Más adelante regresa la selva. El encuentro es con una familia que vive de su plantación de café y de vender agua a los pocos turistas que pasan. Sentados con jungla en derredor, el hombre de la casa nos cuenta los secretos del grano, el proceso de secarlo al sol. También sobre cómo es la vida por estos recluidos parajes, sus alegrías y sus tristezas. Nuevas indicaciones, manos que se estrechan, y mutuos deseos de buena suerte.
Tras un fuerte descenso, aparece el río Urubamba. Cristalino y furioso, el afluente es vital para la subsistencia de la región. Cruzarlo será otro desafío. Los pobladores de la zona utilizan una gran canasta de metal que, sostenida por cuerdas, sirve para atravesar el agua desde lo alto. El visitante hace uso de sus propias manos para avanzar, sentado en el dispositivo y tirando de la soga. Le tiemblan las piernas pero bajo la premisa de no mirar para abajo, cumple el objetivo.
Cuando cae la noche, la pequeña localidad de Santa Teresa dice presente. Ofrece unas termas naturales que ayudarán a aplacar el cansancio y a recuperar energías para lo que resta.
Día tres
Otra vez a patear, y otra vez a cruzar el Urubamba. El sol ilumina el terreno todo, mientras el camino anuncia bananeros y demás signos de clima subtropical.
Aldeas se pierden entre el follaje, fecundado de palmeras. Hacia la derecha, una cúspide infinita libera agua, formando pequeñas cataratas que dan idea de paraíso. El espectáculo, maravilloso.
120 minutos de andar para llegar a la Central Hidroeléctrica, punto donde la senda se choca con la vía del tren. Las dos se fusionan para regalar tres horas de los paisajes más alucinantes del continente y el mundo. Los cerros, sensuales en sus formas, son todo verde. Literalmente. Las cimas van redondeadas, con cóndores y otras aves engalanándolas. La diversidad irradia el cielo de colores y bellas melodías.
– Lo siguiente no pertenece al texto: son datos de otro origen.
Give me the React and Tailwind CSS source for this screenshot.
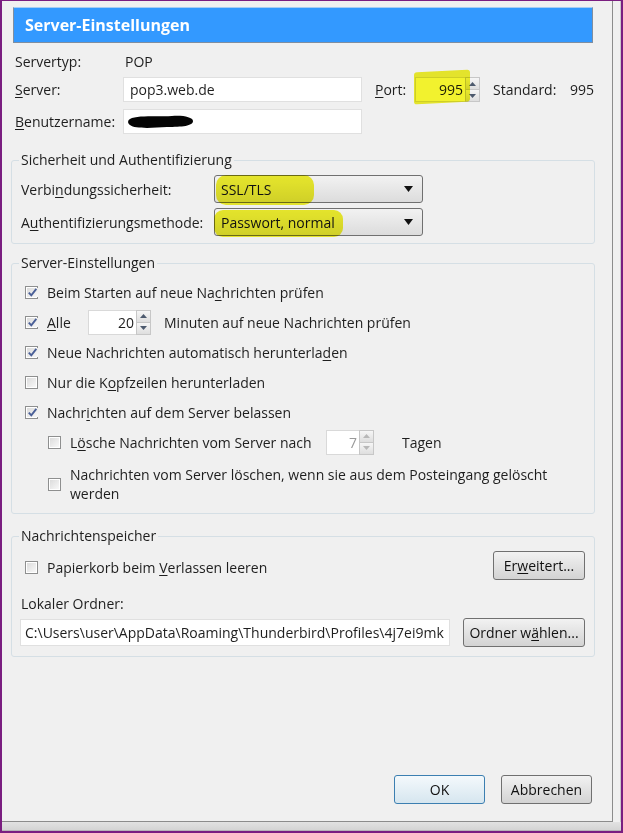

Ya por la tarde, el arribo a Aguas Calientes nos reencuentra con el movimiento turístico experimentado en Cusco. Mucho hotel y restaurante en la última posta antes de Machu Picchu. Aunque en un entorno aún lo suficientemente cuidado como para que la esencia local se conserve. Luego, mirar hacia arriba. Mañana estaremos ahí.
Día cuatro
El sol todavía no se dio por aludido, cuando algunos caminantes salen en busca de la montaña. Será una hora de verticalidad máxima para arribar al rincón tan anhelado. Una vez allí, ya hay amanecer. Los primeros rayos iluminan uno de los mayores tesoros de la humanidad, que descansa arropado de siglos y leyenda. Ni Pizarro ni sus hombres llegaron a verlo. Pero sí lo hace el viajero, emocionado. Las vivencias de estos cuatro días se sientan a su lado y le palmean la espalda. Oscar Garay.